Yıldız, Filistin halkı ve devletinin geleceği için acilen güçlü bir perspektife ihtiyaç duyulduğunu ifade ederek "Yakın tarihteki Kudüs ile ilgili tek taraflı ve yasa dışı karar uluslararası hukukun ihlali anlamına geldiği gibi barış sürecini de tehlikeye attı." diye konuştu.
Irak Kürt Bölgesel Yönetimi'nin (IKBY) referandumunun ardından bölgedeki Türkmen nüfusa yönelik saldırıların arttığına dikkati çeken Yıldız, terör örgütü PKK'nın etkisini Sincar ve Kerkük'e kadar genişlettiğini ve örgütün özellikle Türkmen ve Ezidilere karşı ciddi insan hakları ihlallerinde bulunduğunun altını çizdi.
- "Kırım'daki durumu titizlikle takip ediyoruz"
Yıldız, konuşmasında Kıbrıs konusuna da değinerek Kıbrıslı Rumların Türklerle siyasi eşitliği içine sindiremediğini, dolayısıyla çözüm sürecinin sadece Ada'nın gerçeklerine dayanması durumunda başarılı olabileceğini dile getirdi.
Azerbaycan'ın Dağlık Karabağ bölgesindeki gelişmeleri yakından takip ettiklerini ve kesin bir çözümün ancak müzakere masasında elde edilebileceğini vurgulayan Yıldız, Ermeni birliklerinin işgal altındaki Azerbaycan topraklarından çekilmesi ve yaklaşık 25 yıl önce zorla yerinden edilen 1 milyon kişinin evlerine geri dönmesinin sağlanması gerektiğini kaydetti.
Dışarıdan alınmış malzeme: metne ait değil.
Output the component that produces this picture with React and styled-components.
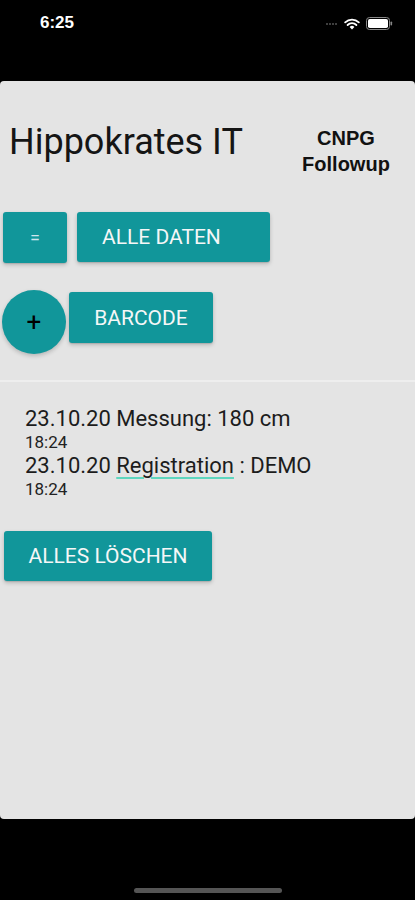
import React from "react";
import styled, { createGlobalStyle } from "styled-components";

const GlobalStyle = createGlobalStyle`
  html, body {
    margin: 0;
    padding: 0;
    background: #000000;
  }
  * {
    box-sizing: border-box;
  }
`;

const TEAL = "#11969a";

const Screen = styled.div`
  width: 415px;
  height: 900px;
  display: flex;
  flex-direction: column;
  background: #000000;
  font-family: Roboto, "Liberation Sans", sans-serif;
  overflow: hidden;
`;

const StatusBar = styled.div`
  height: 81px;
  flex-shrink: 0;
  display: flex;
  justify-content: space-between;
  align-items: flex-start;
  padding: 13px 22px 0 40px;
`;

const Clock = styled.span`
  color: #ffffff;
  font-family: "Liberation Sans", Arial, sans-serif;
  font-weight: 700;
  font-size: 17px;
  line-height: 20px;
`;

const StatusIcons = styled.div`
  display: flex;
  align-items: center;
  gap: 6px;
  margin-top: 4px;
`;

const Panel = styled.div`
  height: 738px;
  flex-shrink: 0;
  background: #e4e4e4;
  border-radius: 4px;
  display: flex;
  flex-direction: column;
`;

const Header = styled.div`
  display: flex;
  justify-content: space-between;
  align-items: flex-start;
  padding: 39.5px 14px 0 9px;
`;

const Title = styled.h1`
  margin: 0;
  font-family: Roboto, sans-serif;
  font-weight: 400;
  font-size: 36px;
  line-height: 42px;
  color: #151515;
`;

const Badge = styled.div`
  width: 110px;
  margin-top: 4.5px;
  text-align: center;
  font-family: "Liberation Sans", Arial, sans-serif;
  font-weight: 700;
  font-size: 20px;
  line-height: 26px;
  color: #111111;
`;

const ButtonRow = styled.div`
  display: flex;
  align-items: flex-start;
  gap: ${(p) => p.gap}px;
  margin-top: ${(p) => p.top}px;
  padding-left: ${(p) => p.left}px;
`;

const Button = styled.button`
  display: flex;
  align-items: center;
  justify-content: ${(p) => (p.align === "left" ? "flex-start" : "center")};
  width: ${(p) => p.w}px;
  height: ${(p) => p.h || 51}px;
  margin-top: ${(p) => p.offset || 0}px;
  padding: 0 0 0 ${(p) => (p.align === "left" ? 25 : 0)}px;
  border: none;
  border-radius: 3px;
  background: ${TEAL};
  color: #f5f7f7;
  font-family: Roboto, sans-serif;
  font-size: 21px;
  font-weight: 400;
  box-shadow: 0 2px 4px rgba(0, 0, 0, 0.2), 0 1px 1px rgba(0, 0, 0, 0.1);
`;

const EqualsGlyph = styled.span`
  color: #cfe6ee;
  font-size: 18px;
  line-height: 1;
`;

const RoundButton = styled.button`
  width: 64px;
  height: 64px;
  border: none;
  border-radius: 50%;
  padding: 0;
  background: ${TEAL};
  color: #000000;
  font-family: Roboto, sans-serif;
  font-weight: 400;
  font-size: 26px;
  line-height: 1;
  display: flex;
  align-items: center;
  justify-content: center;
  box-shadow: 0 2px 4px rgba(0, 0, 0, 0.2);
`;

const Divider = styled.div`
  height: 2px;
  margin-top: 26px;
  background: #eeeeee;
`;

const EntryList = styled.div`
  display: flex;
  flex-direction: column;
  padding: 24px 0 0 25px;
`;

const EntryLine = styled.div`
  font-size: 22px;
  line-height: 26px;
  color: #1c1c1c;
`;

const EntryTime = styled.div`
  font-size: 17px;
  line-height: 21px;
  color: #222222;
`;

const Linked = styled.span`
  text-decoration: underline;
  text-decoration-color: #5fd6bf;
  text-decoration-thickness: 2px;
  text-underline-offset: 4px;
`;

const ClearRow = styled.div`
  margin-top: 31px;
  padding-left: 4px;
`;

const BottomArea = styled.div`
  flex: 1;
  display: flex;
  justify-content: center;
  align-items: flex-end;
  padding-bottom: 7px;
`;

const HomeIndicator = styled.div`
  width: 148px;
  height: 5px;
  border-radius: 3px;
  background: #555555;
`;

const SignalDots = () => (
  <svg width="12" height="4" viewBox="0 0 12 4">
    {[1, 4, 7, 10].map((x) => (
      <circle key={x} cx={x} cy="2" r="1" fill="#555555" />
    ))}
  </svg>
);

const Wifi = () => (
  <svg width="16" height="12" viewBox="0 0 16 12">
    <path d="M8 11.5 L5.6 9 A3.4 3.4 0 0 1 10.4 9 Z" fill="#fff" />
    <path d="M3.6 7 A6.2 6.2 0 0 1 12.4 7" stroke="#fff" strokeWidth="1.8" fill="none" strokeLinecap="round" />
    <path d="M1.2 4.4 A9.6 9.6 0 0 1 14.8 4.4" stroke="#fff" strokeWidth="1.8" fill="none" strokeLinecap="round" />
  </svg>
);

const Battery = () => (
  <svg width="27" height="13" viewBox="0 0 27 13">
    <rect x="0.5" y="0.5" width="23" height="12" rx="3" fill="none" stroke="#888" strokeWidth="1" />
    <rect x="2" y="2" width="20" height="9" rx="1.8" fill="#fff" />
    <rect x="24.5" y="4.5" width="1.6" height="4" rx="0.8" fill="#888" />
  </svg>
);

export default function App() {
  return (
    <>
      <GlobalStyle />
      <Screen>
        <StatusBar>
          <Clock>6:25</Clock>
          <StatusIcons>
            <SignalDots />
            <Wifi />
            <Battery />
          </StatusIcons>
        </StatusBar>

        <Panel>
          <Header>
            <Title>Hippokrates IT</Title>
            <Badge>
              CNPG
              <br />
              Followup
            </Badge>
          </Header>

          <ButtonRow top={35} gap={10} left={3}>
            <Button w={64}>
              <EqualsGlyph>=</EqualsGlyph>
            </Button>
            <Button w={193} h={50} align="left">
              ALLE DATEN
            </Button>
          </ButtonRow>

          <ButtonRow top={27} gap={3} left={2}>
            <RoundButton>+</RoundButton>
            <Button w={144} offset={2}>
              BARCODE
            </Button>
          </ButtonRow>

          <Divider />

          <EntryList>
            <EntryLine>23.10.20 Messung: 180 cm</EntryLine>
            <EntryTime>18:24</EntryTime>
            <EntryLine>
              23.10.20 <Linked>Registration</Linked> : DEMO
            </EntryLine>
            <EntryTime>18:24</EntryTime>
          </EntryList>

          <ClearRow>
            <Button w={208} h={50}>
              ALLES LÖSCHEN
            </Button>
          </ClearRow>
        </Panel>

        <BottomArea>
          <HomeIndicator />
        </BottomArea>
      </Screen>
    </>
  );
}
Yıldız, Türkiye'nin milyonlarca Kırım Tatar kökenli vatandaşa ev sahipliği yaptığını hatırlatarak "Kırım'daki insan hakları durumunu da titizlikle takip ediyoruz. Onların güvenliği ve refahı bizim için kilit öneme sahip, olmaya devam ediyor." ifadelerini kullandı.
Yıldız, konuşmasının sonunda Türkiye'nin insan hakları konusunda konseye her türlü desteği vermeye devam edeceğini sözlerine ekledi.
BM İnsan Hakları Konseyi'nin 37. oturumu, 23 Mart'a kadar devam edecek.